You can do this by using different messaging and imagery based on where the prospect is in the buying process or what they viewed on your site. Your copy should combat sales objections that may have turned them off during their last visit.
Remember, these users already know who you are, so you don’t have to explain everything from scratch. Instead, use this opportunity to address specific concerns and remind them of your products or services.
Take this HubSpot ad on Facebook for example:
Instead of pushing out a generic ad, HubSpot determined what reservations website visitors who didn’t convert might have (“I don’t have the time to set up a new CRM”), identified a benefit to their solution (124 hours is a lot of time saved!), and customized accordingly.
Sometimes, cost alone is a barrier to purchase. A product can be perceived as too pricey, or users might feel like they can get a better deal elsewhere. What better way, then, to draw them back in than with a coupon offer, as seen in this Bombas ad on Instagram?

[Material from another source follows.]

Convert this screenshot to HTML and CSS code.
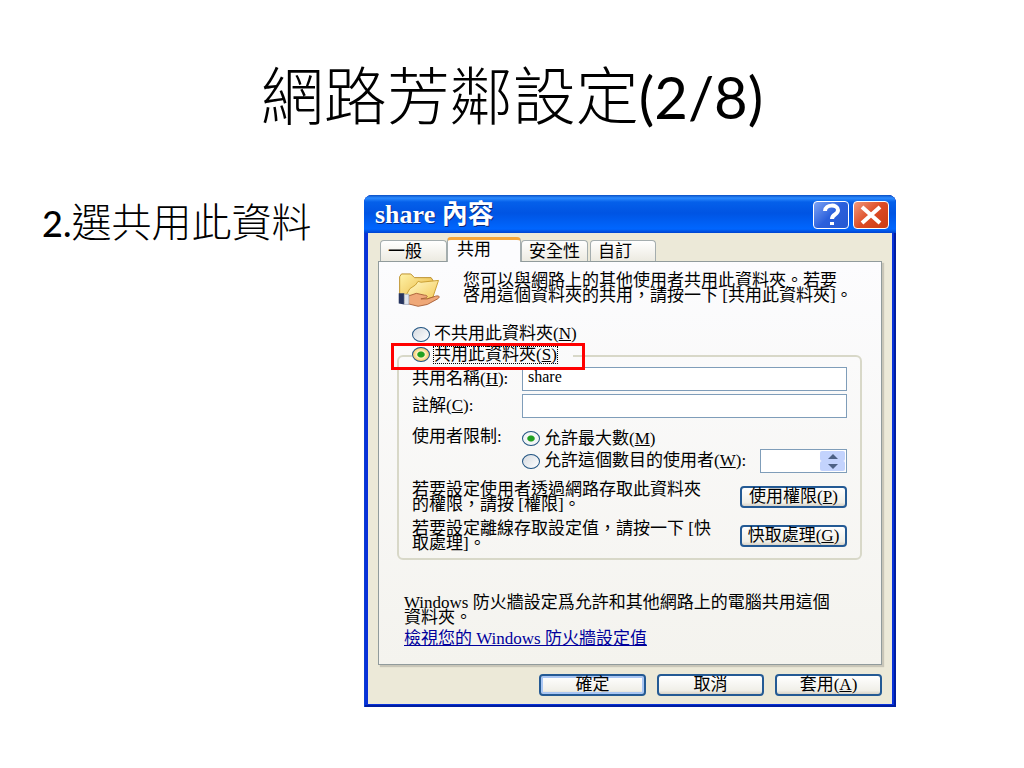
FILE: index.html
```html
<!DOCTYPE html>
<html lang="zh-TW">
<head>
  <meta charset="UTF-8">
  <meta name="viewport" content="width=device-width, initial-scale=1.0">
  <title>網路芳鄰設定(2/8)</title>
  <link rel="stylesheet" href="styles.css">
</head>
<body>
  <main class="slide">
    <h1>網路芳鄰設定<span class="latin">(2/8)</span></h1>
    <div class="content">
      <p class="step"><span class="num">2.</span>選共用此資料</p>

      <section class="dialog">
        <header class="titlebar">
          <h2>share 內容</h2>
          <button type="button" class="title-btn help" aria-label="說明">
            <svg viewBox="0 0 34 26"><path d="M11 9c0-7 13-7 13-1 0 5-6 4-6 9" /><path d="M18 20v3" /></svg>
          </button>
          <button type="button" class="title-btn close" aria-label="關閉">
            <svg viewBox="0 0 34 26"><path d="M8 5l18 16M26 5L8 21" /></svg>
          </button>
        </header>

        <div class="dialog-body">
          <nav class="tabs">
            <button type="button" class="tab">一般</button>
            <button type="button" class="tab active">共用</button>
            <button type="button" class="tab">安全性</button>
            <button type="button" class="tab">自訂</button>
          </nav>

          <form class="panel">
            <div class="intro">
              <svg class="folder" viewBox="0 0 46 40">
                <defs>
                  <linearGradient id="back" x2="1" y2="1"><stop stop-color="#fff3a8" /><stop offset="1" stop-color="#e6ae34" /></linearGradient>
                  <linearGradient id="front" x2="1" y2="1"><stop stop-color="#fffcd2" /><stop offset="1" stop-color="#f4c64c" /></linearGradient>
                </defs>
                <path d="M1 4l2-3h10l4 4h18l2 3v20l-7 4H3L1 29z" fill="url(#back)" stroke="#b98a22" />
                <path d="M18 13l3-4 3 1 19-2-6 18-24 7-8-4 7-12z" fill="url(#front)" stroke="#c79b2e" />
                <path d="M10 25l9-3 9 2c3 0 4 2 1 3l-5 1h7l9-3c4-1 5 1 2 3l-11 6-10 2-12-3z" fill="#efa878" stroke="#a85f37" />
                <path d="M0 22h6v12l-6-1z" fill="#26345f" />
                <path d="M6 23h5v11H6z" fill="#dfe5ef" stroke="#98a2b5" stroke-width=".7" />
              </svg>
              <p>您可以與網路上的其他使用者共用此資料夾。若要<br>啓用這個資料夾的共用，請按一下 [共用此資料夾]。</p>
            </div>

            <label class="option no-share"><input type="radio" name="share"><span>不共用此資料夾(<u>N</u>)</span></label>

            <fieldset class="group">
              <legend>
                <label class="option"><input type="radio" name="share" class="hot" checked><span class="focused">共用此資料夾(<u>S</u>)</span></label>
              </legend>
              <div class="field">
                <label for="share-name">共用名稱(<u>H</u>):</label>
                <input type="text" id="share-name" value="share">
              </div>
              <div class="field">
                <label for="comment">註解(<u>C</u>):</label>
                <input type="text" id="comment">
              </div>
              <div class="field limit">
                <span>使用者限制:</span>
                <div class="limit-options">
                  <label class="option"><input type="radio" name="limit" checked><span>允許最大數(<u>M</u>)</span></label>
                  <div class="count-row">
                    <label class="option"><input type="radio" name="limit"><span>允許這個數目的使用者(<u>W</u>):</span></label>
                    <div class="spinner">
                      <input type="text" aria-label="使用者數目">
                      <div class="arrows">
                        <button type="button" aria-label="增加"><svg viewBox="0 0 12 6"><path d="M6 0l6 6H0z" /></svg></button>
                        <button type="button" aria-label="減少"><svg viewBox="0 0 12 6"><path d="M6 6l6-6H0z" /></svg></button>
                      </div>
                    </div>
                  </div>
                </div>
              </div>
              <div class="action">
                <p>若要設定使用者透過網路存取此資料夾<br>的權限，請按 [權限]。</p>
                <button type="button" class="btn">使用權限(<u>P</u>)</button>
              </div>
              <div class="action">
                <p>若要設定離線存取設定值，請按一下 [快<br>取處理]。</p>
                <button type="button" class="btn">快取處理(<u>G</u>)</button>
              </div>
            </fieldset>

            <div class="firewall">
              <p>Windows 防火牆設定爲允許和其他網路上的電腦共用這個<br>資料夾。</p>
              <a href="#">檢視您的 Windows 防火牆設定值</a>
            </div>
          </form>

          <footer class="buttons">
            <button type="button" class="btn default">確定</button>
            <button type="button" class="btn">取消</button>
            <button type="button" class="btn">套用(<u>A</u>)</button>
          </footer>
        </div>
      </section>
    </div>
  </main>
</body>
</html>
```
FILE: styles.css
```css
* {
  box-sizing: border-box;
}
body {
  margin: 0;
  background: #fff;
  color: #000;
  font-family: "Liberation Serif", "Noto Sans CJK TC", serif;
}
p, h1, h2 {
  margin: 0;
}
button, input {
  font: inherit;
  color: inherit;
  margin: 0;
}
.slide {
  padding: 47px 128px 60px 42px;
}
h1 {
  margin-right: -86px;
  text-align: center;
  font: 300 63px/96px Lato, "Noto Sans CJK TC", sans-serif;
}
h1 .latin {
  font-size: 58px;
  font-weight: 400;
}
.content {
  display: grid;
  grid-template-columns: 322px minmax(0, 1fr);
  align-items: start;
  margin-top: 50px;
}
.step {
  font: 300 40px/54px Lato, "Noto Sans CJK TC", sans-serif;
  white-space: nowrap;
}
.step .num {
  font-size: 36px;
  font-weight: 500;
}

/* dialog window */
.dialog {
  background: #0831d9;
  border-radius: 8px 8px 0 0;
  padding: 0 4px 3px;
  box-shadow: inset 1px 0 #0b3fd0, inset -2px 0 #001ea0, inset 0 -2px #001ea0;
  font-size: 17px;
  line-height: 14px;
}
.dialog p {
  line-height: 15px;
}
.titlebar {
  display: flex;
  align-items: center;
  gap: 4px;
  height: 38px;
  margin: 0 -4px;
  padding: 2px 7px 0 11px;
  border-radius: 8px 8px 0 0;
  background: linear-gradient(#0a4fc4 0, #2b8bff 3px, #0560ea 7px, #0054e3 18px, #0062f8 30px, #0066ff 34px, #0043cf 100%);
}
.titlebar h2 {
  flex: 1;
  color: #fff;
  font-size: 26px;
  font-weight: 700;
  line-height: 32px;
  text-shadow: 1px 1px #0a2a80;
}
.title-btn {
  width: 36px;
  height: 28px;
  padding: 0;
  border: 1px solid #fff;
  border-radius: 4px;
  background: linear-gradient(135deg, #7da3f5, #2b60dc 50%, #2558d0);
}
.title-btn.close {
  background: linear-gradient(135deg, #f0997c, #dd4b25 50%, #c93c14);
}
.title-btn svg {
  display: block;
  width: 100%;
  height: 100%;
  fill: none;
  stroke: #fff;
  stroke-width: 4;
}
.dialog-body {
  padding: 4px 10px 8px;
  background: #ece9d8;
}

/* tabs */
.tabs {
  display: flex;
  align-items: flex-end;
  padding-left: 2px;
}
.tab {
  height: 21px;
  padding: 2px 7px 0;
  border: 1px solid #a4adae;
  border-bottom: 0;
  border-radius: 4px 4px 0 0;
  background: linear-gradient(#fff, #eceae1);
  white-space: nowrap;
}
.tab:first-child {
  padding-right: 24px;
}
.tab:last-child {
  margin-left: 2px;
  padding-right: 23px;
}
.tab.active {
  height: 25px;
  margin-bottom: -1px;
  padding: 0 29px 3px 9px;
  border-top: 3px solid #f5a63a;
  background: #fcfcfe;
}
.panel {
  padding: 11px 19px 18px 18px;
  border: 1px solid #919b9c;
  box-shadow: 2px 2px 1px #c9c6b8;
  background: linear-gradient(#fcfcfe, #f4f3ee);
  white-space: nowrap;
}
.intro {
  display: flex;
  gap: 20px;
}
.folder {
  width: 46px;
  height: 37px;
}
.option {
  display: inline-flex;
  align-items: center;
  gap: 4px;
}
.option input {
  appearance: none;
  width: 18px;
  height: 15px;
  border: 1px solid #1f5280;
  border-radius: 50%;
  background: linear-gradient(135deg, #d5dae0, #fff);
}
.option input:checked {
  background: radial-gradient(ellipse, #21a121 0 28%, #f2f5f5 38%);
}
.option input.hot:checked {
  background: radial-gradient(ellipse, #21a121 0 28%, #fff0c0 38%, #f0b43c 90%);
}
.no-share {
  margin: 16px 0 0 15px;
  height: 16px;
}
.group {
  margin: 3px 0 0;
  padding: 2px 13px 7px;
  border: 2px solid #d8d8c8;
  border-radius: 6px;
  min-width: 0;
}
.group legend {
  position: relative;
  padding: 0 16px 0 0;
  line-height: 16px;
}
/* red marker drawn over the chosen option */
.group legend::after {
  content: "";
  position: absolute;
  inset: -4px -12px -5px -21px;
  border: 3px solid #f00;
}
.focused {
  outline: 1px dotted #000;
}
.field {
  display: grid;
  grid-template-columns: 110px minmax(0, 1fr);
  align-items: center;
  margin-bottom: 3px;
}
.field > input,
.spinner {
  height: 24px;
  width: 100%;
  border: 1px solid #7f9db9;
  background: #fff;
}
.field > input {
  padding: 0 5px 4px;
  font-size: 16px;
}
.limit {
  align-items: start;
  margin: 12px 0 6px;
}
.limit-options > .option {
  display: flex;
  padding-top: 1px;
}
.count-row {
  display: flex;
  align-items: center;
  gap: 14px;
  margin-top: 3px;
}
.spinner {
  display: flex;
  flex: 1;
  min-width: 0;
  width: auto;
}
.spinner input {
  flex: 1;
  min-width: 0;
  padding: 0 4px;
  border: 0;
  background: none;
}
.arrows {
  display: grid;
  width: 27px;
  padding: 1px;
}
.arrows button {
  display: flex;
  align-items: center;
  justify-content: center;
  padding: 0;
  border: 0;
  border-radius: 2px;
  background: #c3d3fd;
}
.arrows svg {
  width: 12px;
  height: 5px;
  fill: #4d6185;
}
.action {
  display: flex;
  align-items: center;
  justify-content: space-between;
  margin-top: 9px;
}
.btn {
  width: 107px;
  height: 22px;
  padding: 0;
  border: 2px solid #245a94;
  border-radius: 4px;
  background: linear-gradient(#fff, #f0efe8 80%, #d8d3c8);
  line-height: 16px;
}
.btn.default {
  box-shadow: inset 0 0 0 2px #a9c6f3;
}
.firewall {
  padding: 35px 0 0 7px;
}
.firewall a {
  display: inline-block;
  margin-top: 7px;
  color: #00009c;
}
.buttons {
  display: flex;
  justify-content: flex-end;
  gap: 11px;
  padding-top: 9px;
}
```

You can figure out what objections are standing in the way of conversions with a tool like Hotjar, which allows you to watch actual recordings of user sessions and provides heat maps so you can see exactly where folks are dropping off. You can also chat with your sales team about the most common hesitations they hear about from prospects.
Based on these insights, you can then craft your ad creative in a way that will speak immediately and specifically to your audience, whether that means instilling a sense of urgency, offering enticing discounts, or providing problem-solving solutions.
* * *
Customers who peruse your site and then leave are not lost causes. They could very well be some of the hottest leads you haven’t connected with yet. With a well-targeted and well-planned retargeting campaign, they can be properly convinced to return to your site and convert.
By employing these four tactics, you can ensure that you’re maximizing your efforts to drive return traffic to your site and close sales that might have been otherwise lost. Don’t miss out on the opportunity!